» Data section:
# # # # # # #

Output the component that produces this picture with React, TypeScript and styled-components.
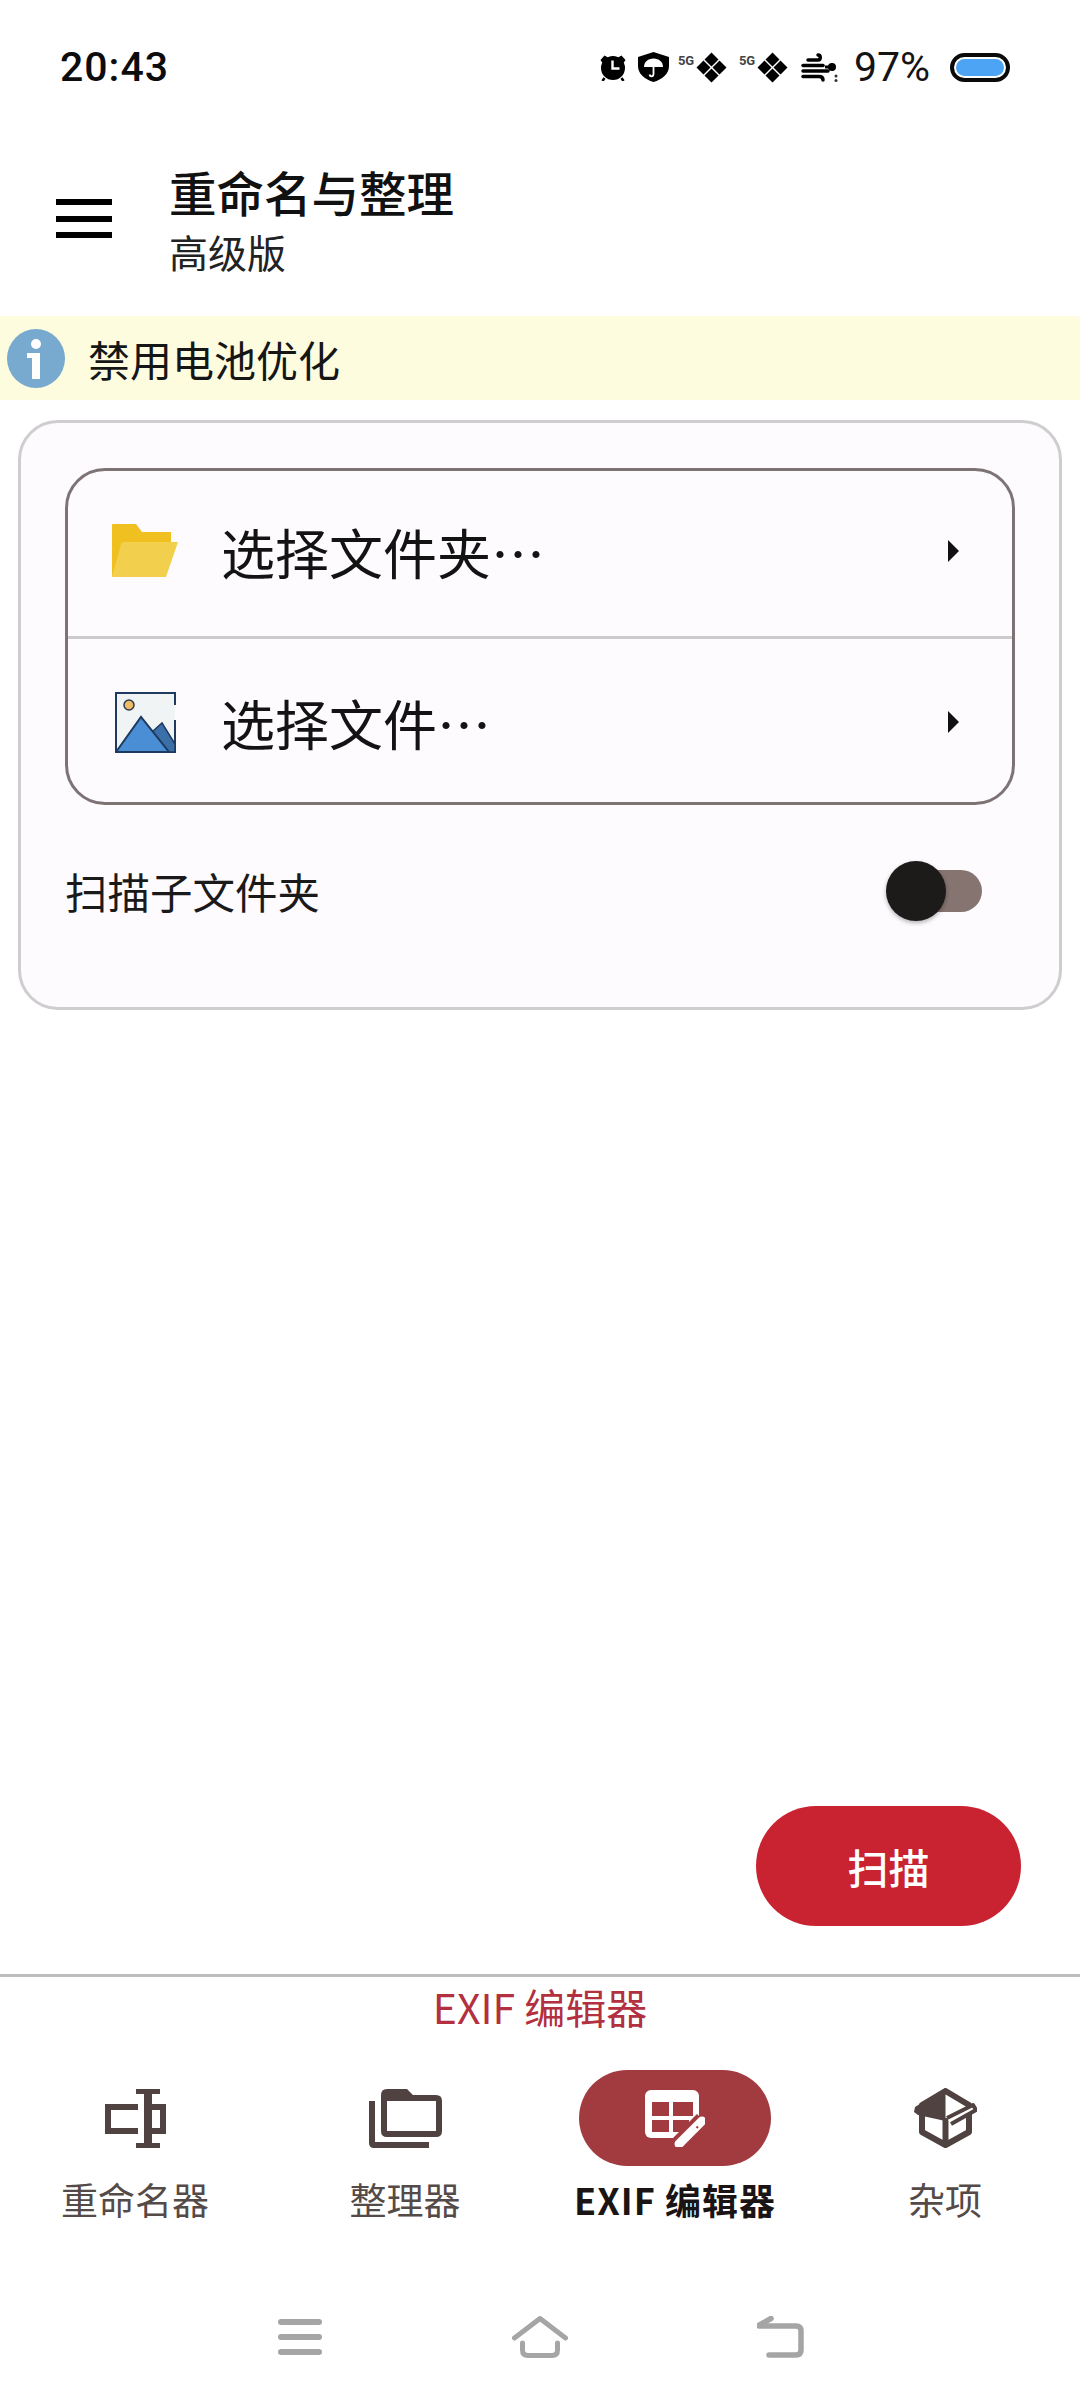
import React from "react";
import styled, { createGlobalStyle } from "styled-components";

const cjk = `"Noto Sans CJK SC", "Noto Sans", sans-serif`;

const GlobalStyle = createGlobalStyle`
  html, body { margin: 0; padding: 0; background: #fff; }
  * { box-sizing: border-box; }
`;

const Screen = styled.div`
  width: 1080px;
  height: 2400px;
  display: flex;
  flex-direction: column;
  background: #fff;
  font-family: ${cjk};
  overflow: hidden;
`;

const StatusBar = styled.div`
  height: 134px;
  flex: none;
  display: flex;
  align-items: center;
  justify-content: space-between;
  padding: 0 70px 0 60px;
`;

const Clock = styled.span`
  font-family: Roboto, sans-serif;
  font-weight: 500;
  font-size: 41px;
  letter-spacing: 1px;
  color: #0c0c0c;
`;

const StatusIcons = styled.div`
  display: flex;
  align-items: center;
`;

const StatusSlot = styled.div<{ $left: number }>`
  display: flex;
  align-items: flex-start;
  margin-left: ${(p) => p.$left}px;
`;

const FiveG = styled.span`
  font-family: Roboto, sans-serif;
  font-size: 13px;
  font-weight: 700;
  line-height: 13px;
  width: 18px;
  margin-top: 2px;
  color: #444;
`;

const Percent = styled.span`
  font-family: Roboto, sans-serif;
  font-size: 41px;
  line-height: 40px;
  color: #141414;
`;

const AppBar = styled.header`
  height: 182px;
  flex: none;
  display: flex;
  align-items: center;
  padding: 0 0 11px 56px;
`;

const Burger = styled.div`
  width: 56px;
  height: 39px;
  margin: 0 57px 2px 0;
  display: flex;
  flex-direction: column;
  justify-content: space-between;
  span {
    display: block;
    height: 6px;
    background: #000;
  }
`;

const TitleBlock = styled.div`
  display: flex;
  flex-direction: column;
`;

const Title = styled.div`
  font-size: 47.5px;
  line-height: 58px;
  margin-bottom: 5px;
  font-weight: 500;
  color: #111;
`;

const Subtitle = styled.div`
  font-size: 39px;
  line-height: 50px;
  color: #222;
`;

const Banner = styled.div`
  height: 84px;
  flex: none;
  display: flex;
  align-items: center;
  padding-left: 7px;
  background: #fefcdf;
`;

const BannerText = styled.span`
  margin-left: 23px;
  font-size: 42px;
  color: #161616;
`;

const Main = styled.main`
  flex: 1;
  display: flex;
  flex-direction: column;
  padding: 20px 18px 48px;
`;

const Card = styled.section`
  height: 590px;
  padding: 45px 44px 0 44px;
  border: 3px solid #cfcdcf;
  border-radius: 40px;
  background: #fdfbfe;
`;

const PickerGroup = styled.div`
  height: 337px;
  border: 3px solid #7d7375;
  border-radius: 40px;
  display: flex;
  flex-direction: column;
`;

const PickerRow = styled.div<{ $divided?: boolean }>`
  flex: 1;
  display: flex;
  align-items: center;
  padding: ${(p) => (p.$divided ? "3px 53px 0 44px" : "0 53px 5px 44px")};
  border-top: ${(p) => (p.$divided ? "3px solid #cccacb" : "none")};
`;

const PickerIcon = styled.div`
  width: 66px;
  display: flex;
  justify-content: center;
  flex: none;
`;

const PickerLabel = styled.span`
  flex: 1;
  margin-left: 43px;
  font-size: 54px;
  color: #131313;
`;

const Caret = styled.div`
  width: 0;
  height: 0;
  border-top: 11px solid transparent;
  border-bottom: 11px solid transparent;
  border-left: 11px solid #111;
`;

const ToggleRow = styled.div`
  display: flex;
  align-items: center;
  justify-content: space-between;
  margin-top: 56px;
  padding-right: 33px;
`;

const ToggleLabel = styled.span`
  font-size: 42.5px;
  line-height: 60px;
  color: #1a1a1a;
`;

const Track = styled.div`
  position: relative;
  width: 81px;
  height: 42px;
  border-radius: 21px;
  background: #85746f;
`;

const Thumb = styled.div`
  position: absolute;
  left: -15px;
  top: -9px;
  width: 60px;
  height: 60px;
  border-radius: 50%;
  background: #1d1a1a;
  box-shadow: 0 2px 4px rgba(0, 0, 0, 0.3);
`;

const ScanButton = styled.button`
  align-self: flex-end;
  margin: auto 41px 0 0;
  width: 265px;
  height: 120px;
  border: none;
  border-radius: 60px;
  background: #c92230;
  color: #fff;
  font-family: ${cjk};
  font-size: 41px;
  font-weight: 500;
`;

const BottomArea = styled.footer`
  flex: none;
  border-top: 3px solid #bdbdbd;
`;

const Caption = styled.div`
  height: 58px;
  display: flex;
  align-items: center;
  justify-content: center;
  font-size: 41px;
  color: #b23040;
`;

const TabBar = styled.nav`
  margin-top: 35px;
  display: grid;
  grid-template-columns: repeat(4, 270px);
`;

const Tab = styled.div`
  display: flex;
  flex-direction: column;
  align-items: center;
`;

const TabIcon = styled.div<{ $active?: boolean }>`
  width: 192px;
  height: 96px;
  border-radius: 48px;
  display: flex;
  align-items: center;
  justify-content: center;
  background: ${(p) => (p.$active ? "#a13b40" : "transparent")};
`;

const TabLabel = styled.span<{ $active?: boolean }>`
  margin-top: 13px;
  font-size: ${(p) => (p.$active ? 36 : 37)}px;
  line-height: 40px;
  white-space: nowrap;
  letter-spacing: ${(p) => (p.$active ? "1px" : "0")};
  font-weight: ${(p) => (p.$active ? 700 : 400)};
  color: ${(p) => (p.$active ? "#1a1414" : "#544a48")};
`;

const SystemNav = styled.div`
  height: 181px;
  padding-top: 97px;
  display: grid;
  grid-template-columns: repeat(3, 240px);
  justify-content: center;
  justify-items: center;
  align-items: start;
`;

const AlarmIcon = () => (
  <svg width="28" height="28" viewBox="0 0 27 28">
    <circle cx="13.5" cy="15" r="12" fill="#000" />
    <path d="M1 7 5 2.5 8.5 4.5 3 10zM26 7 22 2.5 18.500 4.500 24 10z" fill="#000" />
    <path d="M5 25 3 28M22 25l2 3" stroke="#000" strokeWidth="2.500" />
    <path d="M13 7.500V15.500H20" fill="none" stroke="#fff" strokeWidth="2.400" />
  </svg>
);

const ShieldIcon = () => (
  <svg width="31" height="30" viewBox="0 0 31 30">
    <path d="M15.500 0 31 5V14C31 22 24 27.500 15.500 30 7 27.500 0 22 0 14V5Z" fill="#000" />
    <path d="M6 15C6 10 10 6.500 15.500 6.500S25 10 25 15Z" fill="#fff" />
    <path d="M15.500 15V22C15.500 25 12 25 11.500 22.500" fill="none" stroke="#fff" strokeWidth="1.800" />
  </svg>
);

const DiamondsIcon = () => (
  <svg width="31" height="31" viewBox="0 0 31 31">
    <path d="M15.500 .5 22.500 7.500 15.500 14.500 8.500 7.500ZM7.500 8.500 14.500 15.500 7.500 22.500 .5 15.500ZM23.500 8.500 30.500 15.500 23.500 22.500 16.500 15.500ZM15.500 16.500 22.500 23.500 15.500 30.500 8.500 23.500Z" fill="#000" />
  </svg>
);

const WindIcon = () => (
  <svg width="37" height="29" viewBox="0 0 37 29">
    <g fill="none" stroke="#000" strokeWidth="3.500" strokeLinecap="round">
      <path d="M7 7H17C20 7 20 2 17 2" />
      <path d="M2 12.500H22" />
      <path d="M2 18H27" />
      <path d="M2 23.500H18C21 23.500 22 25 22 27" />
    </g>
    <circle cx="31" cy="14" r="4" fill="#000" />
    <path d="M24 14H28" stroke="#000" strokeWidth="3" />
    <circle cx="35" cy="23" r="1.500" fill="#333" />
    <circle cx="35" cy="27.500" r="1.500" fill="#333" />
  </svg>
);

const BatteryIcon = () => (
  <svg width="60" height="29" viewBox="0 0 60 29">
    <rect x="2" y="2" width="56" height="25" rx="12.500" fill="#fff" stroke="#0a0a0a" strokeWidth="4" />
    <rect x="6" y="6" width="48" height="17" rx="8.500" fill="#4ea4f4" />
  </svg>
);

const InfoIcon = () => (
  <svg width="58" height="59" viewBox="0 0 58 59">
    <ellipse cx="29" cy="29.500" rx="29" ry="29.500" fill="#78a9cf" />
    <circle cx="29" cy="15" r="5" fill="#fff" />
    <path d="M20 24H33V50H25V29H20Z" fill="#fff" />
  </svg>
);

const FolderIcon = () => (
  <svg width="66" height="54" viewBox="0 0 66 54">
    <path d="M0 1Q0 0 1 0H24L30 8H59V25H14L0 53Z" fill="#efc01f" />
    <path d="M0 53 9 20Q10 18 12 18H66L54 53Z" fill="#f2d04d" />
  </svg>
);

const PictureIcon = () => (
  <svg width="61" height="61" viewBox="0 0 61 61">
    <rect x="1" y="1" width="59" height="59" fill="#f0f4f4" />
    <path d="M60 13V1H1V60H60V28" fill="none" stroke="#1f3a5f" strokeWidth="2" />
    <circle cx="14" cy="13" r="5" fill="#eebb66" stroke="#2b3a50" strokeWidth="1.500" />
    <path d="M37 40 47 31 60 52V60H50Z" fill="#3b6fa8" stroke="#1f3a5f" strokeWidth="1.500" />
    <path d="M1 60 26 25 54 60Z" fill="#4a8fd6" stroke="#1f3a5f" strokeWidth="2" />
  </svg>
);

const RenameIcon = () => (
  <svg width="61" height="59" viewBox="0 0 61 59" fill="#4f4240">
    <path d="M33 18H3V42H33M45 18H58V42H45" fill="none" stroke="#4f4240" strokeWidth="6" />
    <path d="M31 0H55V5H47V54H55V59H31V54H39V5H31Z" />
  </svg>
);

const FoldersIcon = () => (
  <svg width="73" height="59" viewBox="0 0 73 59" fill="#4f4240">
    <path d="M0 12H6V53H60V59H5Q0 59 0 54Z" />
    <path
      fillRule="evenodd"
      d="M18 0H38L44 6H67Q73 6 73 12V42Q73 48 67 48H18Q12 48 12 42V6Q12 0 18 0ZM18 12V42H67V12Z"
    />
  </svg>
);

const TableEditIcon = () => (
  <svg width="60" height="57" viewBox="0 0 60 57">
    <rect width="54" height="48" rx="6" fill="#fff" />
    <path d="M7 12H24V26H7ZM28 12H48V26H28ZM7 30H24V42H7ZM28 30H44V42H28Z" fill="#a13b40" />
    <path d="M33 55 58 30" stroke="#a13b40" strokeWidth="17" />
    <path d="M34 54 57 31" stroke="#fff" strokeWidth="9" strokeLinecap="round" />
    <path d="M51.500 36.500 53 38" stroke="#a13b40" strokeWidth="2" />
  </svg>
);

const BoxIcon = () => (
  <svg width="63" height="60" viewBox="0 0 63 60">
    <path d="M31.500 3 8 17V44L31.500 57 55 44V17Z" fill="#fff" stroke="#4f4240" strokeWidth="6" strokeLinejoin="round" />
    <path d="M31.500 0 1 19 0 24 4 27 31.500 33Z" fill="#4f4240" />
    <path d="M31.500 30V57" stroke="#4f4240" strokeWidth="6" />
    <path d="M33 30 59 17 62 22 37 36" fill="#fff" stroke="#4f4240" strokeWidth="4" strokeLinejoin="round" />
  </svg>
);

const NavMenuIcon = () => (
  <svg width="44" height="42" viewBox="0 0 44 42" fill="#a5a5a5">
    <rect y="3" width="44" height="6" rx="3" />
    <rect y="18" width="44" height="6" rx="3" />
    <rect y="33" width="44" height="6" rx="3" />
  </svg>
);

const NavHomeIcon = () => (
  <svg width="56" height="42" viewBox="0 0 56 42" fill="none" stroke="#a5a5a5" strokeWidth="5" strokeLinecap="round" strokeLinejoin="round">
    <path d="M2.500 22 28 2.500 53.500 22" />
    <path d="M10.500 27V34Q10.500 39.500 16 39.500H40Q45.500 39.500 45.500 34V27" />
  </svg>
);

const NavBackIcon = () => (
  <svg width="47" height="42" viewBox="0 0 47 42" fill="none" stroke="#a5a5a5" strokeWidth="5.500" strokeLinecap="round" strokeLinejoin="round">
    <path d="M2 10H39Q44 10 44 15V34Q44 39 39 39H12" />
    <path d="M2.500 9 14 2.500" />
  </svg>
);

const tabs = [
  { label: "重命名器", icon: <RenameIcon /> },
  { label: "整理器", icon: <FoldersIcon /> },
  { label: "EXIF 编辑器", icon: <TableEditIcon />, active: true },
  { label: "杂项", icon: <BoxIcon /> },
];

const App: React.FC = () => (
  <Screen>
    <GlobalStyle />
    <StatusBar>
      <Clock>20:43</Clock>
      <StatusIcons>
        <StatusSlot $left={0}>
          <AlarmIcon />
        </StatusSlot>
        <StatusSlot $left={11}>
          <ShieldIcon />
        </StatusSlot>
        <StatusSlot $left={9}>
          <FiveG>5G</FiveG>
          <DiamondsIcon />
        </StatusSlot>
        <StatusSlot $left={12}>
          <FiveG>5G</FiveG>
          <DiamondsIcon />
        </StatusSlot>
        <StatusSlot $left={13}>
          <WindIcon />
        </StatusSlot>
        <StatusSlot $left={16}>
          <Percent>97%</Percent>
        </StatusSlot>
        <StatusSlot $left={20}>
          <BatteryIcon />
        </StatusSlot>
      </StatusIcons>
    </StatusBar>

    <AppBar>
      <Burger>
        <span />
        <span />
        <span />
      </Burger>
      <TitleBlock>
        <Title>重命名与整理</Title>
        <Subtitle>高级版</Subtitle>
      </TitleBlock>
    </AppBar>

    <Banner>
      <InfoIcon />
      <BannerText>禁用电池优化</BannerText>
    </Banner>

    <Main>
      <Card>
        <PickerGroup>
          <PickerRow>
            <PickerIcon>
              <FolderIcon />
            </PickerIcon>
            <PickerLabel>选择文件夹…</PickerLabel>
            <Caret />
          </PickerRow>
          <PickerRow $divided>
            <PickerIcon>
              <PictureIcon />
            </PickerIcon>
            <PickerLabel>选择文件…</PickerLabel>
            <Caret />
          </PickerRow>
        </PickerGroup>
        <ToggleRow>
          <ToggleLabel>扫描子文件夹</ToggleLabel>
          <Track>
            <Thumb />
          </Track>
        </ToggleRow>
      </Card>
      <ScanButton>扫描</ScanButton>
    </Main>

    <BottomArea>
      <Caption>EXIF 编辑器</Caption>
      <TabBar>
        {tabs.map((tab) => (
          <Tab key={tab.label}>
            <TabIcon $active={tab.active}>{tab.icon}</TabIcon>
            <TabLabel $active={tab.active}>{tab.label}</TabLabel>
          </Tab>
        ))}
      </TabBar>
      <SystemNav>
        <NavMenuIcon />
        <NavHomeIcon />
        <NavBackIcon />
      </SystemNav>
    </BottomArea>
  </Screen>
);

export default App;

# # # # # # #

» Task instructions:
Gather and return every line that holds the string "components".

» Completed exercise:
Output the component that produces this picture with React, TypeScript and styled-components.
import styled, { createGlobalStyle } from "styled-components";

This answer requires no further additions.